Although interest rates in the economy might have topped out as represented by the GSec yields but they have certainly not topped out for the corporate sector. Even after the SLR, CRR and repo rate cuts by the RBI and the huge infusion of liquidity into the system, banks are just sitting on cash. They are still not fully lending in a normal way. Today there are very good corporates with excellent track record and good management, high quality financials etc borrowing at 10% to 14% p.a. and northwards simply because they are not getting money from the system. Till that anomaly does not get corrected, it will not solve the problem of the corporate sector and earnings.
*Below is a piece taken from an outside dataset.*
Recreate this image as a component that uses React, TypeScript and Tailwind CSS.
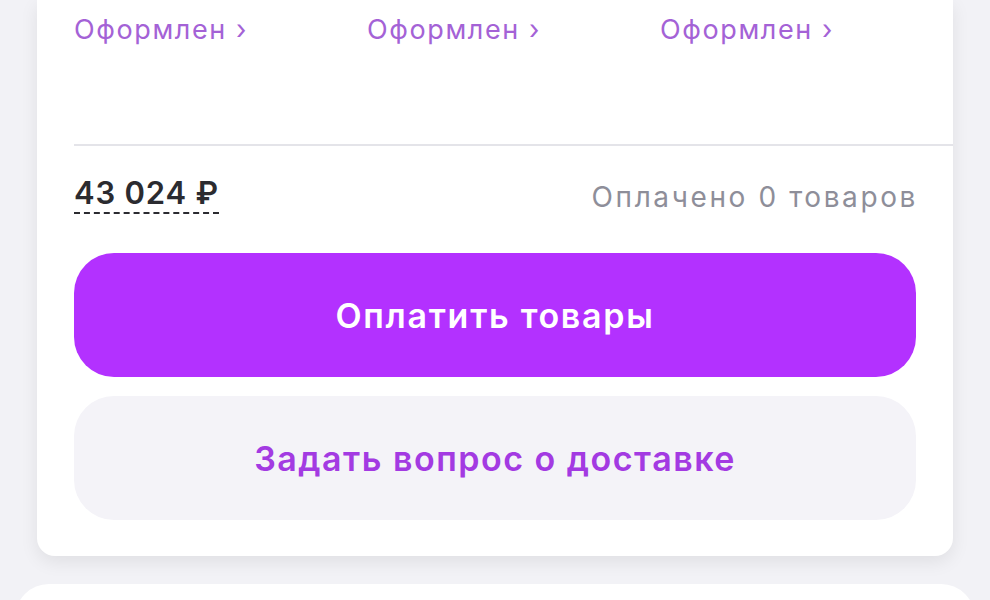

However, history has shown that in the US, in all the great bear markets – 1921, 1932, 1949 and 1982, it was GSec yields which topped out first (except during 1949 when the US Fed was controlling the US Treasury rates), followed by corporate yields and that was followed by the equity markets bottoming. So, topping out of GSec yield for this cycle is positive news for equities but the lack of funds for the corporate sector will ensure that the process gets delayed. Until we see high quality corporate debt yields not coming down in the system, we cannot make a conclusion that equities have bottomed out.
Currency – Indian rupee (Rs.50.45)
While commenting on the Indian rupee, I had written in my previous note that “due to the global phenomenon the greenback has strengthened against all major currencies. However, the upmove in the price of the rupee (weakening of the rupee) as against the US$ looks to running into rough patch. One thing is very clear, although the rupee might become weaker in the short term; however the days of rupee’s weakness are now numbered”. Although initially it transpired the same was for few weeks but after that, I have been proved wrong by the market. However, in the same article I had also mentioned that “it may touch further higher levels of around 5% to 10% from the current levels before it tops out because any asset class which hits a new high or low can further stretch by 5% to 10% in the same direction and also because the Indian rupee is part of the overall global currency market and its strength or weakness depends on that of the US$”. To conclude, after touching all time low levels, the Indian rupee after trading in a range for few weeks, broke above it with the help of a “long real body white candle”. On the long term monthly charts, its forming a “morning doji star” which is threatening to take out the resistance of the “bearish engulfing pattern” formed a couple months back. Kindly note, that it has been tackling the resistance of the “upper shadows” with the help of “long real body white candle” on the weekly, monthly and quarterly charts, which is bullish way of doing it and gives evidence that it might break above the all time high levels. It has been taking support around the Rs.49 levels on a monthly closing basis with the help of “long lower shadows” for the past few months which is significant because that was the high 7 years peak back in 2002. If its able to sustain above those levels on monthly closing basis then it might scale up to around Rs.55 levels over the short to medium term.